Description of problem: The cluster manager try to fence a cluster node and it fails with the following error (from /var/log/messages): ---------------------------------------------------------------------------- May 24 14:26:26 hostname fenced[5139]: fencing node "cl-node-74" May 24 14:26:41 hostname fenced[5139]: agent "fence_apc" reports: Traceback (most recent call last): File "/sbin/fence_apc", line 798, in ? mai n() File "/sbin/fence_apc", line 345, in main do_power_off(sock) File "/ sbin/fence_apc", line 782, in do_power_off x = do_power_switch(sock, "o ff") File "/sbi May 24 14:26:41 hostname fenced[5139]: agent "fence_apc" reports: n/fence_apc", line 590, in do_power_switch result_code, response = power_off(tx t + ndbuf) File "/sbin/fence_apc", line 786, in power_off x = power_switch(buffer, False, "2", "3"); File "/sbin/fence_apc", line 779, in power_swi tch raise "un May 24 14:26:41 hostname fenced[5139]: agent "fence_apc" reports: known screen encountered in \n" + str(lines) + "\n" unknown screen encountered in ['3', '', '', '------- Power Supply Status ------------------------------------- --------------', '', ' Primary Power Supply Status: OK', ' Secondary Power S May 24 14:26:41 hostname fenced[5139]: agent "fence_apc" reports: upply Status: OK', '', '', ' <ESC>- Back, <ENTER>- Refresh', '> '] ---------------------------------------------------------------------------- Then I copied an older version (1.32.25) from another cluster into /sbin at it works really nice but that cannot be the solution.

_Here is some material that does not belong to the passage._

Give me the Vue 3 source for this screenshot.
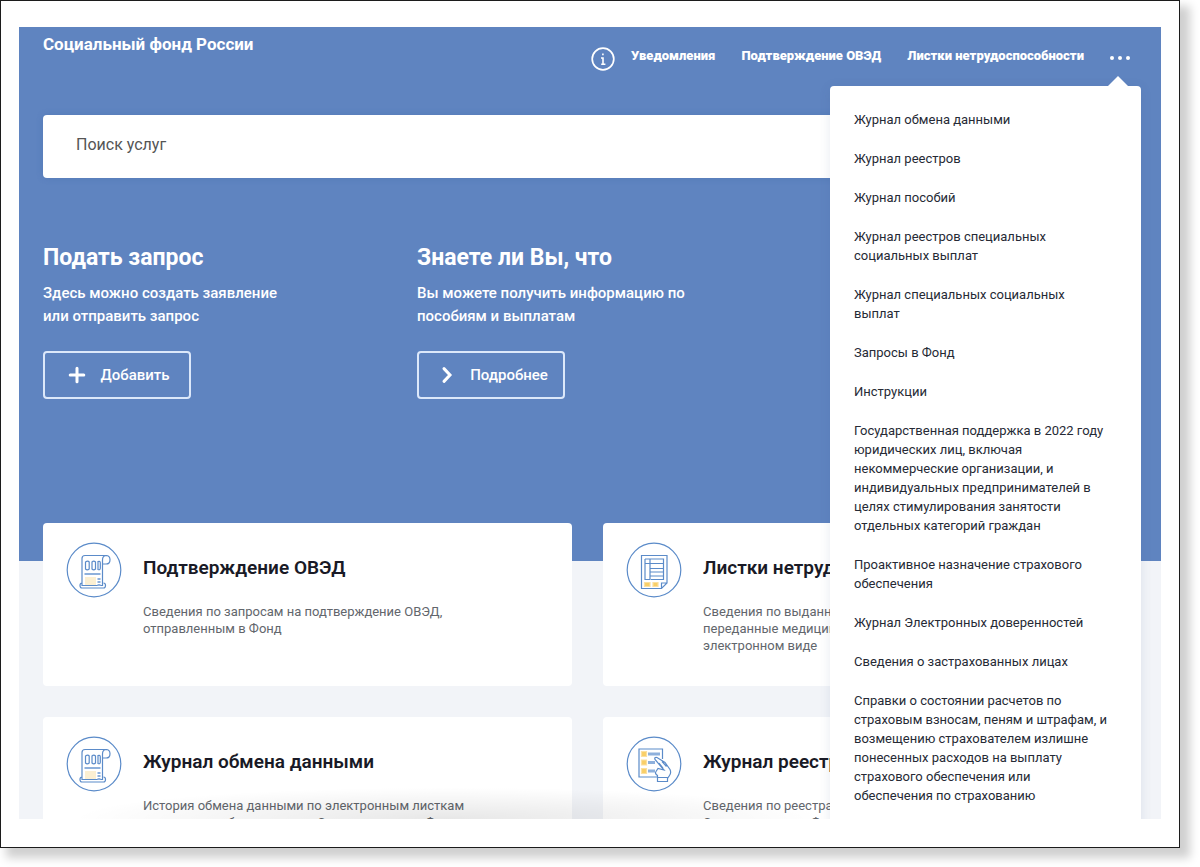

Version-Release number of selected component (if applicable): fence-1.32.45-1 How reproducible: Just test it with "ifdown bond0" and take a look to /var/log/messages. Th cluster manager will try to fence the node because he missed him to many heartbeats ... and so on ... Additional info: uname -a Linux hostname 2.6.9-55.ELsmp #1 SMP Fri Apr 20 16:36:54 EDT 2007 x86_64 x86_64 x86_64 GNU/Linux
I see the same error with fence-1.32.45-1.0.1 on an i686 system. This is definitely a regression from 1.32.25-1 which I was using before the upgrade to 4U5. APC details: Model: AP7920 Manufacture Date: 07/02/2006 Hardware Revision: B2 Network Management Card AOS: 2.7.0 Rack PDU APP: 2.7.3
Here's the relevant piece of code: elif i.find(DEVICE_MANAGER) != (-1): if switchnum != "": res = switchnum + "\r" else: res = "3\r" return (NOT_COMPLETE, res) which operaties on the following menu: ------- Device Manager -------------------------------------------------------- 1- Phase Monitor 2- Outlet Control 3- Power Supply Status Looks like the code is assuming "Outlet Control" will be option 3, which it isn't in this case. The old version uses a regular expression to identifiy the correct option which succeeds.
This is a duplicate of 246216 *** This bug has been marked as a duplicate of 246216 ***
There will be new fence agent for APC in RHCS 4.8 (same as in 5.3) which includes ssh support, non-root accounts support and also fix for this problem.